Altkanzler Schröder darf - vorerst - in der SPD bleiben. Der aus ihr ausgeschlossene Sarrazin geht mit seinen früheren Genossen ins Gericht. Auch innerhalb der Partei regt sich Unmut.

Der SPD-Politiker und Bundesgesundheitsminister Karl Lauterbach rief Gerhard Schröder auf, die SPD zu verlassen. „Es ist schade, dass Gerhard Schröder nicht konsequent einfach austritt“, schrieb Lauterbach bei Twitter. „Wenn ihm die „Freundschaft“ zu dem Schlächter Putin so wertvoll ist hat er in der SPD keinen Platz mehr. Unschuldige Kinder sterben durch einen narzisstischen Diktator. Unverzeihlich“.

 

Auch der aus der SPD ausgeschlossene Autor Thilo Sarrazin hat die Entscheidung einer Partei-Schiedskommission zu Altkanzler Gerhard Schröder kritisiert. „Entweder die SPD ist vollständig moralfrei oder sie glaubt, dass ein islamkritisches Buch schlimmer zu bewerten ist als die Unterstützung für einen brutalen Diktator wie Putin“, sagte der frühere Politiker der „Bild“ (Dienstag). In jedem Fall werde hier „mit zweierlei Maß gemessen“.

Altkanzler Schröder war insbesondere nach dem Angriff Russlands auf die Ukraine Ende Februar wegen seines Engagements für russische Staatskonzerne und seine Nähe zu Präsident Wladimir Putin heftig in die Kritik geraten. Mehr als ein Dutzend SPD-Gliederungen beantragten ein Parteiordnungsverfahren gegen den 78-Jährigen. Die zuständige Schiedskommission des SPD-Unterbezirks Region Hannover entschied am Montag in erster Instanz, dass Schröder kein Verstoß gegen die Parteiordnung nachgewiesen werden könne. Sie sieht damit keine Grundlage für eine Rüge oder gar einen Parteiausschluss. Gegen die Entscheidung ist innerhalb von zwei Wochen Berufung möglich.

Schröders Anwalt: Keine andere Entscheidung zu erwarten

Aus Sicht von Schröders Anwalt war keine andere Entscheidung zu erwarten. Der „Neuen Osnabrücker Zeitung“ sagte Michael Nagel, Schröder habe sich „von Beginn an deutlich gegen den Krieg distanziert, die Entscheidung Russlands als Fehler bezeichnet“.

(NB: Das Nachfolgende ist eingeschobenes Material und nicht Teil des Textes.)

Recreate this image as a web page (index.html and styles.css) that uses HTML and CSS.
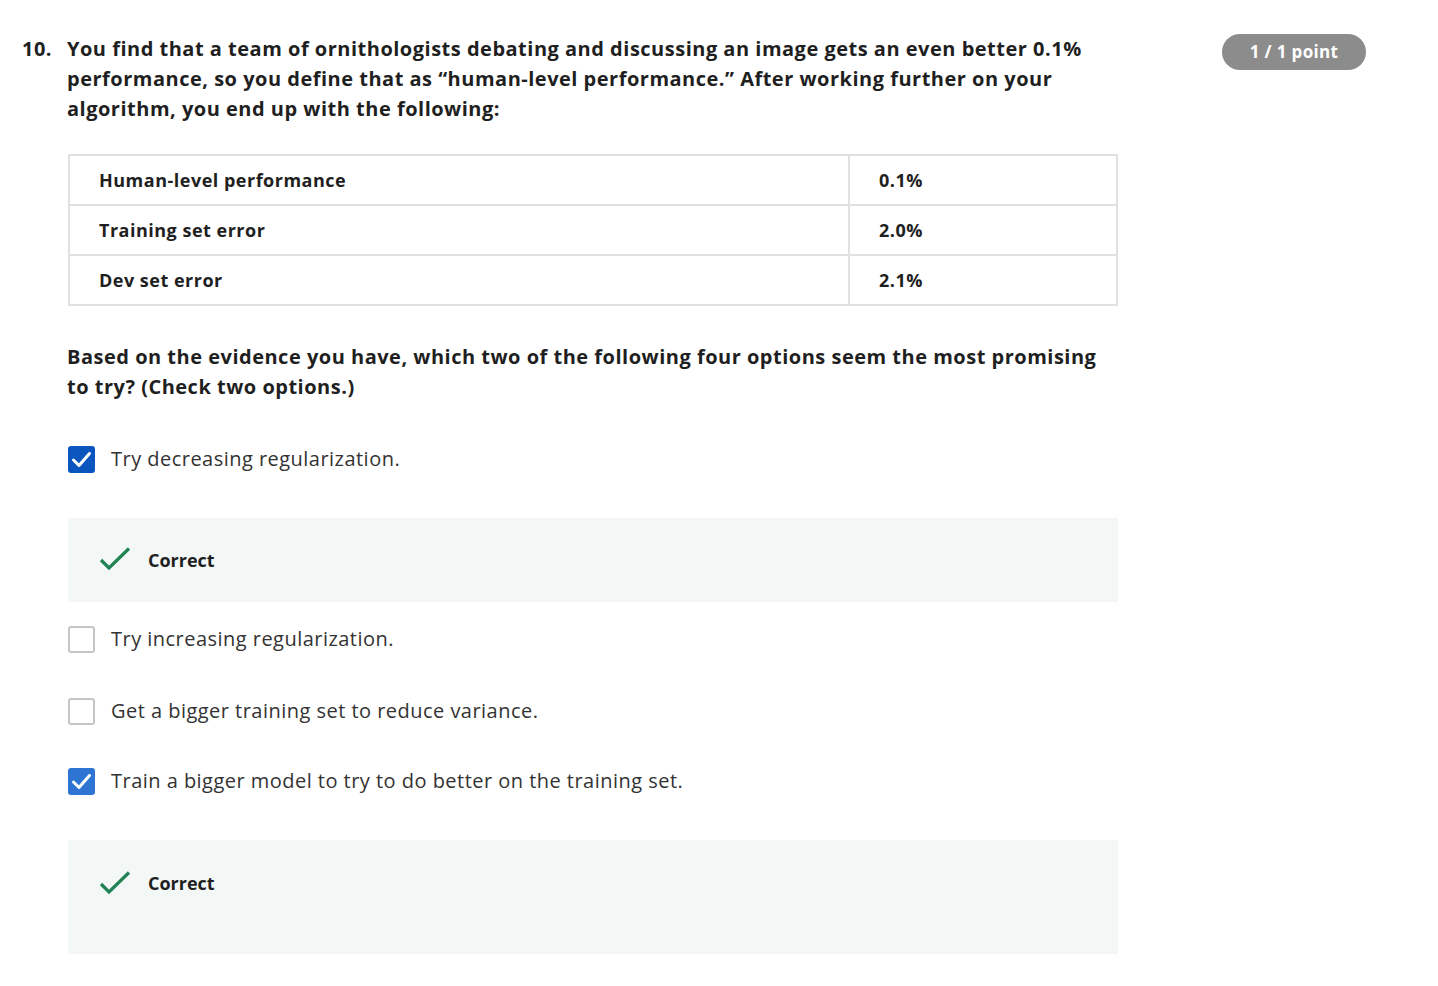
FILE: index.html
```html
<!DOCTYPE html>
<html lang="en">
<head>
<meta charset="utf-8">
<title>Quiz question 10</title>
<link rel="stylesheet" href="styles.css">
</head>
<body>
<div class="question">
  <div class="qnum">10.</div>
  <div class="qbody">
    <p class="prompt">You find that a team of ornithologists debating and discussing an image gets an even better 0.1% performance, so you define that as “human-level performance.” After working further on your algorithm, you end up with the following:</p>
    <table class="data">
      <tr><td class="label">Human-level performance</td><td class="val">0.1%</td></tr>
      <tr><td class="label">Training set error</td><td class="val">2.0%</td></tr>
      <tr><td class="label">Dev set error</td><td class="val">2.1%</td></tr>
    </table>
    <p class="prompt prompt2">Based on the evidence you have, which two of the following four options seem the most promising to try? (Check two options.)</p>

    <div class="option first">
      <span class="box checked dark"><svg viewBox="0 0 27 27" width="27" height="27"><polyline points="5.5,14 11,19.5 21.5,7.5" fill="none" stroke="#fff" stroke-width="3" stroke-linecap="round" stroke-linejoin="round"/></svg></span>
      <span class="otext">Try decreasing regularization.</span>
    </div>
    <div class="feedback">
      <svg class="tick" viewBox="0 0 34 26" width="34" height="26"><polyline points="2,13 10,21 30,1.5" fill="none" stroke="#1f8354" stroke-width="3.2"/></svg>
      <span class="ftext">Correct</span>
    </div>

    <div class="option after-fb">
      <span class="box"></span>
      <span class="otext">Try increasing regularization.</span>
    </div>
    <div class="option">
      <span class="box"></span>
      <span class="otext">Get a bigger training set to reduce variance.</span>
    </div>
    <div class="option last">
      <span class="box checked light"><svg viewBox="0 0 27 27" width="27" height="27"><polyline points="5.5,14 11,19.5 21.5,7.5" fill="none" stroke="#fff" stroke-width="3" stroke-linecap="round" stroke-linejoin="round"/></svg></span>
      <span class="otext">Train a bigger model to try to do better on the training set.</span>
    </div>
    <div class="feedback tall">
      <svg class="tick" viewBox="0 0 34 26" width="34" height="26"><polyline points="2,13 10,21 30,1.5" fill="none" stroke="#1f8354" stroke-width="3.2"/></svg>
      <span class="ftext">Correct</span>
    </div>
  </div>
  <div class="badge">1 / 1 point</div>
</div>
</body>
</html>
```

FILE: styles.css
```css
html, body {
  margin: 0;
  padding: 0;
  background: #ffffff;
}
body {
  font-family: "Open Sans", "Liberation Sans", sans-serif;
  color: #1f1f1f;
}
.question {
  display: flex;
  align-items: flex-start;
  padding: 34px 72px 32px 22px;
}
.qnum {
  width: 45px;
  flex: none;
  font-size: 20px;
  font-weight: 700;
  line-height: 30px;
  letter-spacing: 0.45px;
}
.qbody {
  width: 1051px;
  flex: none;
}
.prompt {
  margin: 0;
  font-size: 20px;
  font-weight: 700;
  line-height: 30px;
  letter-spacing: 0.5px;
}
.prompt2 {
  margin-top: 36px;
}
.data {
  margin-top: 30px;
  margin-left: 1px;
  width: 1050px;
  border-collapse: collapse;
  border: 2px solid #e1e1e1;
}
.data td {
  border: 2px solid #e1e1e1;
  height: 47px;
  padding: 0 0 1px 29px;
  font-size: 18px;
  font-weight: 700;
  letter-spacing: 0.5px;
  color: #1f1f1f;
}
.data td.label {
  width: 749px;
}
.option {
  display: flex;
  align-items: center;
  margin-top: 42px;
  height: 30px;
}
.option.after-fb {
  margin-top: 22px;
}
.option.last {
  margin-top: 40px;
}
.box {
  flex: none;
  width: 27px;
  height: 27px;
  box-sizing: border-box;
  margin-left: 1px;
  margin-right: 16px;
  border: 2px solid #c6c6c6;
  border-radius: 3px;
  background: #fff;
  display: flex;
}
.box.checked {
  border: none;
}
.box.dark {
  background: #0b56be;
}
.box.light {
  background: #2e74d2;
}
.otext {
  font-size: 20px;
  line-height: 30px;
  letter-spacing: 0.47px;
  color: #333333;
}
.feedback {
  margin-top: 44px;
  margin-left: 1px;
  background: #f3f8f6;
  height: 84px;
  box-sizing: border-box;
  padding: 0 0 0 31px;
  display: flex;
  align-items: center;
}
.feedback.tall {
  height: 114px;
  align-items: flex-start;
  padding-top: 31px;
}
.tick {
  flex: none;
  margin-right: 15px;
  margin-top: -1px;
}
.ftext {
  font-size: 18px;
  font-weight: 700;
  line-height: 24px;
  color: #1f1f1f;
}
.feedback.tall .tick {
  margin-top: 0;
}
.badge {
  margin-left: auto;
  flex: none;
  width: 144px;
  height: 36px;
  border-radius: 18px;
  background: #8c8c8c;
  color: #ffffff;
  font-size: 17px;
  font-weight: 700;
  line-height: 36px;
  letter-spacing: 0.36px;
  text-align: center;
}
```
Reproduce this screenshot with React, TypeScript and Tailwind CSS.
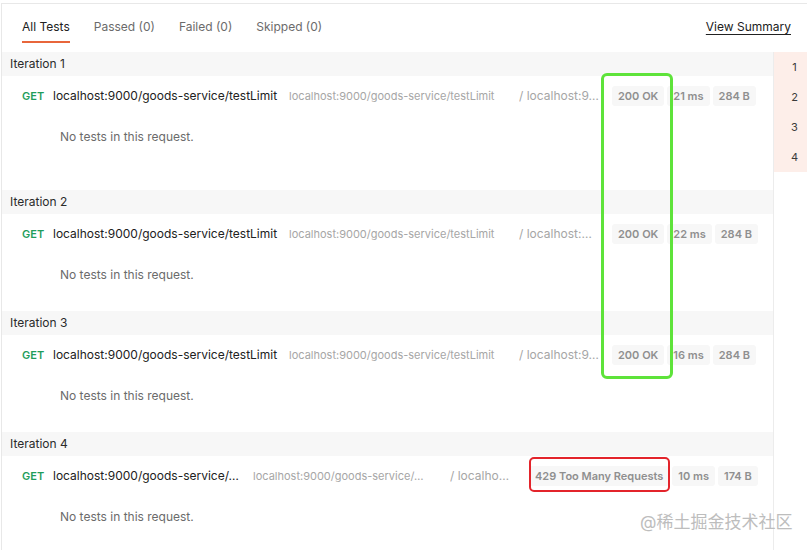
type Req = {
  n: number;
  url: string;
  full: string;
  path: string;
  status: string;
  time: string;
  size: string;
  w: [string, string, string];
};

const rows: Req[] = [
  { n: 1, url: "localhost:9000/goods-service/testLimit", full: "localhost:9000/goods-service/testLimit", path: "/ localhost:9…", status: "200 OK", time: "21 ms", size: "284 B", w: ["w-[236px]", "w-[230px]", "w-[93px]"] },
  { n: 2, url: "localhost:9000/goods-service/testLimit", full: "localhost:9000/goods-service/testLimit", path: "/ localhost:…", status: "200 OK", time: "22 ms", size: "284 B", w: ["w-[236px]", "w-[230px]", "w-[93px]"] },
  { n: 3, url: "localhost:9000/goods-service/testLimit", full: "localhost:9000/goods-service/testLimit", path: "/ localhost:9…", status: "200 OK", time: "16 ms", size: "284 B", w: ["w-[236px]", "w-[230px]", "w-[93px]"] },
  { n: 4, url: "localhost:9000/goods-service/…", full: "localhost:9000/goods-service/…", path: "/ localho…", status: "429 Too Many Requests", time: "10 ms", size: "174 B", w: ["w-[200px]", "w-[197px]", "w-[79px]"] },
];

function Badge({ children }: { children: React.ReactNode }) {
  return (
    <span className="h-5 px-[6px] flex items-center rounded-[3px] bg-[#f7f7f7] text-[11px] font-semibold text-[#8f8f8f] whitespace-nowrap">
      {children}
    </span>
  );
}

function Iteration({ r, first }: { r: Req; first?: boolean }) {
  return (
    <div className={first ? "pb-[45px]" : "pb-[28px]"}>
      <div className="h-6 bg-[#f7f7f7] pl-2 flex items-center text-[12px] text-[#2b2b2b]">
        Iteration {r.n}
      </div>
      <div className="h-5 mt-[10px] pl-5 flex items-center whitespace-nowrap">
        <span className="w-[31px] text-[11px] font-semibold text-[#1f9d5c]">GET</span>
        <span className={`${r.w[0]} overflow-hidden text-[12px] text-[#212121]`}>{r.url}</span>
        <span className={`${r.w[1]} overflow-hidden text-[11px] text-[#a6a6a6]`}>{r.full}</span>
        <span className={`${r.w[2]} overflow-hidden text-[12px] text-[#a6a6a6]`}>{r.path}</span>
        <div className="flex items-center gap-[3px]">
          <Badge>{r.status}</Badge>
          <Badge>{r.time}</Badge>
          <Badge>{r.size}</Badge>
        </div>
      </div>
      <div className="mt-[23px] pl-[58px] text-[12px] text-[#6b6b6b] leading-4">
        No tests in this request.
      </div>
    </div>
  );
}

export default function App() {
  return (
    <div className="relative w-[807px] h-[550px] overflow-hidden bg-white" style={{ fontFamily: "Inter, 'Noto Sans CJK SC', sans-serif" }}>
      <div className="mt-[3px] ml-[1px] h-[547px] border-t border-l border-[#e8e8e8] flex flex-col">
        <div className="h-12 flex items-start pl-[20px] pr-[16px] shrink-0">
          <div className="flex gap-6 text-[12px] leading-4 mt-[15px]">
            <div className="text-[#212121] border-b-2 border-[#e8663b] pb-[6px]">All Tests</div>
            <div className="text-[#6b6b6b]">Passed (0)</div>
            <div className="text-[#6b6b6b]">Failed (0)</div>
            <div className="text-[#6b6b6b]">Skipped (0)</div>
          </div>
          <div className="ml-auto mt-[15px] text-[12px] leading-4 text-[#212121] underline underline-offset-[3px]">View Summary</div>
        </div>
        <div className="flex flex-1 min-h-0">
          <div className="flex-1 min-w-0">
            {rows.map((r, i) => (
              <Iteration key={r.n} r={r} first={i === 0} />
            ))}
          </div>
          <div className="w-[34px] shrink-0 border-l border-[#ececec]">
            <div className="bg-[#fdeee9] text-[11px] text-[#3a3a3a]">
              {[1, 2, 3, 4].map((n) => (
                <div key={n} className="h-[30px] flex items-center justify-center pl-2">{n}</div>
              ))}
            </div>
          </div>
        </div>
      </div>

      <div className="absolute left-[601px] top-[73px] w-[72px] h-[306px] border-[3px] border-[#5ee33a] rounded-[6px]" />
      <div className="absolute left-[529px] top-[457px] w-[141px] h-[35px] border-2 border-[#e3242b] rounded-[5px]" />
      <div className="absolute left-[640px] top-[510px] text-[17px] text-[#bdbdbd] whitespace-nowrap">@稀土掘金技术社区</div>
    </div>
  );
}
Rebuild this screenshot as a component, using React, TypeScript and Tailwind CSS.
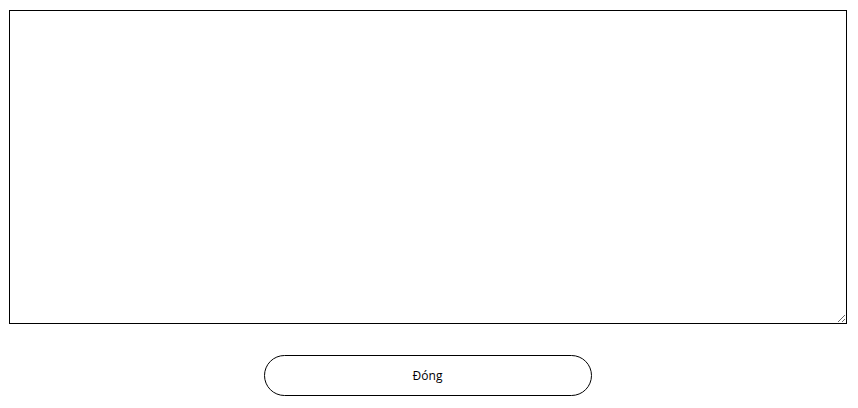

Die Entscheidung der Kommission kam bei Genossen im Südwesten dagegen nicht gut an. „Das Urteil enttäuscht mich persönlich und enttäuscht uns als SPD Kreisverband Heidelberg“, sagte der Vize-Chef der SPD in der Stadt, Tim Tugendhat, am Montag. Sein Verband gehörte zu denjenigen, die Schröders Ausschluss vorantrieben. Man behalte sich vor, in Berufung zu gehen, sagte er. Im Laufe des Dienstags würden alle Gliederungen gemeinsam beschließen, ob noch Rechtsmittel eingelegt werden.

Darum wurde Sarrazin ausgeschlossen

Sarrazin war im Jahr 2020 aus der SPD ausgeschlossen worden, seinen Widerstand dagegen gab er wenig später auf. Auslöser waren mehrere von Sarrazins Büchern, darunter das 2018 erschienene „Feindliche Übernahme: Wie der Islam den Fortschritt behindert und die Gesellschaft bedroht“. Sarrazin selbst fand, er habe wissenschaftliche Sachbücher geschrieben. Die SPD-Spitze dagegen argumentierte, mit seinen antimuslimischen Thesen habe Sarrazin gegen die Grundsätze der Partei verstoßen und ihr Schaden zugefügt.

Für Sarrazin steht dem „Bild“-Bericht zufolge fest, „dass in meinem Fall und im Fall Gerhard Schröders die Entscheidung nicht ohne Abstimmung mit Parteivorstand und Parteivorsitz zustande gekommen ist“.